Species must have at least 3 data points in order to be processed. Additionally,
inclusion of a training dataset will induce the function to use method "svm" which has
an added restriction of needing at least 5 training points. For now species with
insufficient data are accepted by default but future updates will allow users
to choose a "lack of data" strategy.
}
\details{
Environmental data used is WorldClim and requires a long download, see
\code{\link[gecko:gecko.setDir]{gecko::gecko.setDir()}}
This function is a version of \code{\link[gecko:outliers.detect]{gecko::outliers.detect()}}
tailored for ease of handling datasets with multiple species.
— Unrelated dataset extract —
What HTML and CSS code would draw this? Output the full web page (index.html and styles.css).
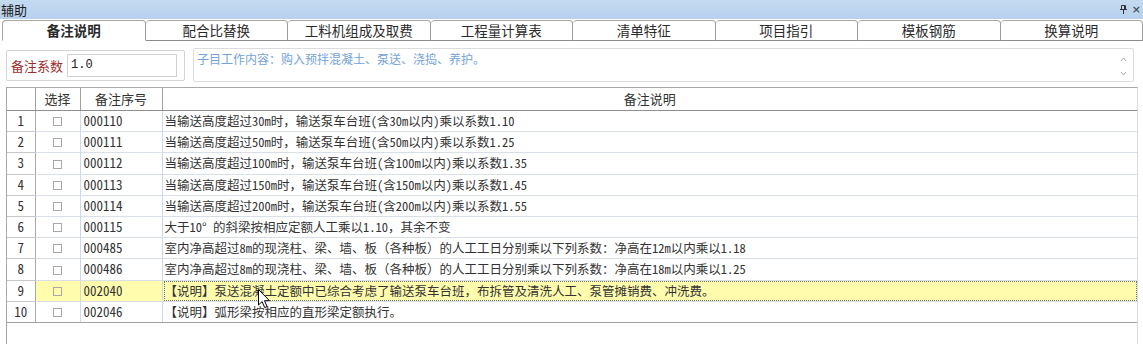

For details on 
the methodology used to detect outliers please consult the documentation for that function.
}
\examples{
\dontrun{
old_occurrences = gecko.data("records")
colnames(old_occurrences) = c("species", "long", "lat")
new_occurrences = data.frame(
species = rep(c("Hogna maderiana", "Malthonica oceanica", "Agroeca inopina"), each = 50),
long = c(runif(50, -17.1, -16.09), runif(50, -8.8, -7), runif(50, -6, -2)),
lat = c(runif(50, 32.73, 32.76), runif(50, 39.5, 40), runif(50, 40, 42))
)
outliers.detect.mass(new_occurrences, train = old_occurrences, path = path)
}
}